O trabalhador, atualmente, se dedica às atividades de agricultura e corte de cabelo para adquirir a renda da família. As lembranças do período de exploração, apesar de latentes, são retomadas como um passado que não se repetirá mais. 

“A gente acordava duas horas da manhã para fazer a comida e ir cortar mato às 4h. Quando chovia, era uma noite acordado segurando a lona para a água não cair em cima da gente. Mas a gente só se deu conta de que estava trabalhando vendido quando deu três meses e fomos ‘bater a conta’ e o jagunço disse que ainda estávamos era devendo o fazendeiro. Eles deram R$ 60 para a gente sair do Piauí, nessa época, a gente foi vendido por esse preço”, relembra. 

A volta para a casa, família e para a possibilidade de ter uma vida digna foi abraçada como uma nova chance. Com o assentamento Nova Conquista, Francisco conseguiu seu local para morar e trabalhar, além de aprender uma nova profissão.

 Francisco agora se dedica às atividades de agricultura e corte de cabelo para adquirir renda (Foto: Jaílson Soares/ O Dia)
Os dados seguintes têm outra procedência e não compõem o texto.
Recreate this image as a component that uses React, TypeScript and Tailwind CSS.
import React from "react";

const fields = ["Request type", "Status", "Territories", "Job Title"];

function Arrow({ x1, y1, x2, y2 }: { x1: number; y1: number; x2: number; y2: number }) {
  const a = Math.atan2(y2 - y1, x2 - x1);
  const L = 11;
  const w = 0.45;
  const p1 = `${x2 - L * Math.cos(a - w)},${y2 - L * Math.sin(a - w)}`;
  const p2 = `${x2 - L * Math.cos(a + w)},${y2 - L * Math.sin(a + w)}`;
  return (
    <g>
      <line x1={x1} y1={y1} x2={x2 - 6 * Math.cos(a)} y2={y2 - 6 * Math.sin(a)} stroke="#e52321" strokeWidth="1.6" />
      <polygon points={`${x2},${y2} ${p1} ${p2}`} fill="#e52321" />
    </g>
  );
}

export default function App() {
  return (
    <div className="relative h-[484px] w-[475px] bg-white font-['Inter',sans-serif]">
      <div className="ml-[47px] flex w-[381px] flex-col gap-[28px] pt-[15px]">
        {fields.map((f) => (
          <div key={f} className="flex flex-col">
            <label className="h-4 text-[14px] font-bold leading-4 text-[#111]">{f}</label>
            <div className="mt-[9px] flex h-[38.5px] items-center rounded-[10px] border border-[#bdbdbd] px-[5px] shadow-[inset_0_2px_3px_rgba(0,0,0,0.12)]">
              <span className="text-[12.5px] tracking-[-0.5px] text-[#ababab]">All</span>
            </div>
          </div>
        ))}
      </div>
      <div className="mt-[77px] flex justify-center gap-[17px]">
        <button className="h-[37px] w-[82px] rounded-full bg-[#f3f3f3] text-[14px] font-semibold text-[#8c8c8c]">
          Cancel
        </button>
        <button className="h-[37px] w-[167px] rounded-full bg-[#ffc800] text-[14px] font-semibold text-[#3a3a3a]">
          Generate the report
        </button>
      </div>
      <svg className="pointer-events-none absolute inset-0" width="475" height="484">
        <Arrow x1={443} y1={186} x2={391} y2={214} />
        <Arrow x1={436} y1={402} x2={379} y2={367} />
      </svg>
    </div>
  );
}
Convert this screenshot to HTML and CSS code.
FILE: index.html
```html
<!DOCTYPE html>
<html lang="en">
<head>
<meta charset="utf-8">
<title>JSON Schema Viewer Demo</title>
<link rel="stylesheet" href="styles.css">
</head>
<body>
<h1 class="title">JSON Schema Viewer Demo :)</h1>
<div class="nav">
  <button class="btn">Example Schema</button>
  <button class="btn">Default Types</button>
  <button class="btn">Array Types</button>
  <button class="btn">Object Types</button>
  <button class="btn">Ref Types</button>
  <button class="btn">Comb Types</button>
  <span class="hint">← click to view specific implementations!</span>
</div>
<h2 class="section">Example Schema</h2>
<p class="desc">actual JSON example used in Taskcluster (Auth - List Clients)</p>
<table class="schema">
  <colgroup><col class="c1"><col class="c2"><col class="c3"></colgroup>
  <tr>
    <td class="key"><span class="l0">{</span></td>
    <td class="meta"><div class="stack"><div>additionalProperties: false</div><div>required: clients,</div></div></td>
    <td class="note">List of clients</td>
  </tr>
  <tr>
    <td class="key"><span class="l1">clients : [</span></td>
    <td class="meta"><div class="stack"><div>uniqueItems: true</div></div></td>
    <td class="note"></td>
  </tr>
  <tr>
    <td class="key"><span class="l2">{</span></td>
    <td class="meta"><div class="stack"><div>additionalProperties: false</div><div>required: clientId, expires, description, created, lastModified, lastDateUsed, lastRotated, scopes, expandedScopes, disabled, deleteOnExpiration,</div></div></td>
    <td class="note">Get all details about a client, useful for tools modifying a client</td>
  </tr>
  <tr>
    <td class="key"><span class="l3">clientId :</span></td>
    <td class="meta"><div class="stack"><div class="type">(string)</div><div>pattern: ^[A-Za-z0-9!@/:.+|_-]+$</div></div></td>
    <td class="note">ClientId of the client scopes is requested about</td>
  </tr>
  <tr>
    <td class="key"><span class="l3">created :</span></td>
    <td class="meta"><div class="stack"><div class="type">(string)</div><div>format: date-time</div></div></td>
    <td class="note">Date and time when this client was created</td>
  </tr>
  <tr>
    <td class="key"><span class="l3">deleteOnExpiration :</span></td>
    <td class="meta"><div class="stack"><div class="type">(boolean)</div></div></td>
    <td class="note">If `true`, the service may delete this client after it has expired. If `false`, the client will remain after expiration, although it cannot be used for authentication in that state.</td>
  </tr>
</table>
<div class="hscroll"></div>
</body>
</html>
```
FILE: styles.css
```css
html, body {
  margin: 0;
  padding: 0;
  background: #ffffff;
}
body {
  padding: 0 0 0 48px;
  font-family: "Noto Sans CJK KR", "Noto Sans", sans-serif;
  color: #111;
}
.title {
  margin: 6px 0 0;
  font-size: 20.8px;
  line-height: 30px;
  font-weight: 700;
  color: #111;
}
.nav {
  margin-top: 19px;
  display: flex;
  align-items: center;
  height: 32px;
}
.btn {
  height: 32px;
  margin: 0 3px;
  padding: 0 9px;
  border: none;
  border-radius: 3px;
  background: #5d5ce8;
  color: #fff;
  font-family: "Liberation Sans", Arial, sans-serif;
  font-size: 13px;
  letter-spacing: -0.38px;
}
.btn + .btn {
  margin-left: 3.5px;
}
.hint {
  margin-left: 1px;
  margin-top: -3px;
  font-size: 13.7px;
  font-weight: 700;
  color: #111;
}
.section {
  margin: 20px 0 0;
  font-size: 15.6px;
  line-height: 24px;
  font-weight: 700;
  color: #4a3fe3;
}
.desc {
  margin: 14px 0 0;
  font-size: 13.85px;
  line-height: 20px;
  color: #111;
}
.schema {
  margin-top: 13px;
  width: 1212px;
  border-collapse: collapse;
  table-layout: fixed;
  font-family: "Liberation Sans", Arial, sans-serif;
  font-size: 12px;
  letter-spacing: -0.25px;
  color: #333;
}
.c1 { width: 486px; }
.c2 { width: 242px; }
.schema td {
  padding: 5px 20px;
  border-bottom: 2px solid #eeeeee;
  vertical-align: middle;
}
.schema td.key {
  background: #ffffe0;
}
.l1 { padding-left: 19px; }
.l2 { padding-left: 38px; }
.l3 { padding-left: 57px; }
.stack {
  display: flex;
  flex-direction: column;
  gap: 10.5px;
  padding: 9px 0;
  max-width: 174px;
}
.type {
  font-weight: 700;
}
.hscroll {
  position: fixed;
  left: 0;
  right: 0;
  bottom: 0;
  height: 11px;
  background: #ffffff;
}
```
“A gente nunca imagina que vai viver esse tipo de coisa. Infelizmente, ainda continua acontecendo porque quem não tem oportunidade de trabalhar tem cai nessas histórias. Mas eu sei que hoje minha vida é diferente, nunca mais será como foi”, finaliza. 

Nova Conquista 

Constituída a partir de 2004, a Associação do Assentamento Nova Conquista reúne 39 famílias de trabalhadores migrantes do município de Monsenhor Gil (PI), explorados em situação de trabalho escravo no roço de juquira e no desmatamento, em empreitas realizadas em fazendas de gado no interior do Pará. 
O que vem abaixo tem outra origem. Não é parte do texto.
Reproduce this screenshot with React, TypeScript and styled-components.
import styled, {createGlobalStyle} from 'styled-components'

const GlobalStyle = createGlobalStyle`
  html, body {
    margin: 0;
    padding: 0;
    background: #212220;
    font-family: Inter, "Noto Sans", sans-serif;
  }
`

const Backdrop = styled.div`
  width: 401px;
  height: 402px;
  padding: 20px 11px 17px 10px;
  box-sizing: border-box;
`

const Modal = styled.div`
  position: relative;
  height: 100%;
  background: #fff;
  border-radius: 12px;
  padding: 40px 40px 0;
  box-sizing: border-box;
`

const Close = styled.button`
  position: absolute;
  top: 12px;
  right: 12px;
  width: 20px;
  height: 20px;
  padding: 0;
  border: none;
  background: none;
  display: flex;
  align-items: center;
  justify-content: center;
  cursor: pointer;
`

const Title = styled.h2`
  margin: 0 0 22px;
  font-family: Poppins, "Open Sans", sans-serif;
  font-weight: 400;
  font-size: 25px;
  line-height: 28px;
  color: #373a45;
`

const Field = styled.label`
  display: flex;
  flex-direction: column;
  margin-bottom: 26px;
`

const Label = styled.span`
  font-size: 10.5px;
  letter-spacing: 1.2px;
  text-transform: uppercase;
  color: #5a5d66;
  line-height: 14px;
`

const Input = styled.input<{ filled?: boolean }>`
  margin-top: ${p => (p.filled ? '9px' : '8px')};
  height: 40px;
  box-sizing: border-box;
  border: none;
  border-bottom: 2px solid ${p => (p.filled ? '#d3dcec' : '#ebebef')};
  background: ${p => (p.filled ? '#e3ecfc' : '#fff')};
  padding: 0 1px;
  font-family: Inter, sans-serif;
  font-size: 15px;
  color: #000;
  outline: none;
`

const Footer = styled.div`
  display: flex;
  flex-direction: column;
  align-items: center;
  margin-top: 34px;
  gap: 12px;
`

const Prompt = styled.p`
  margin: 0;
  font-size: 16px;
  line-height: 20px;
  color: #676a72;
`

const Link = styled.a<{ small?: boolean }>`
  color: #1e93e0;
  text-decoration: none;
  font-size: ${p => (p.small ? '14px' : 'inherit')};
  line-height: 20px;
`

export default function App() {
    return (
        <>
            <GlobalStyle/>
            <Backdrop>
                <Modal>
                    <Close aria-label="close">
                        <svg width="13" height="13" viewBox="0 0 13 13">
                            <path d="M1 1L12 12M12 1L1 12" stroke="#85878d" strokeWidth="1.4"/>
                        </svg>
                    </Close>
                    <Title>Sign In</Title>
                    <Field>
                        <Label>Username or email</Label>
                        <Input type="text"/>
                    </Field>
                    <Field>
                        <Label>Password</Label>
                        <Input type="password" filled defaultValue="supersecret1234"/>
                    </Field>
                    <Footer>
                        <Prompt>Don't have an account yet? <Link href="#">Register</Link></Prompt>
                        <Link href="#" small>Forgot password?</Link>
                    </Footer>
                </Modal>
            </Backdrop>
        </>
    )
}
A cada ano, é costumeira a migração de milhares de trabalhadores piauienses que saem em busca de “melhoras” em outros estados do país. Na época, os de Monsenhor Gil não fugiram desta regra imposta pela falta de opções locais de trabalho e de renda. 

O Assentamento Nova Conquista é o primeiro Assentamento criado no Brasil por e para trabalhadores que passaram por situação de trabalho análoga à de escravo.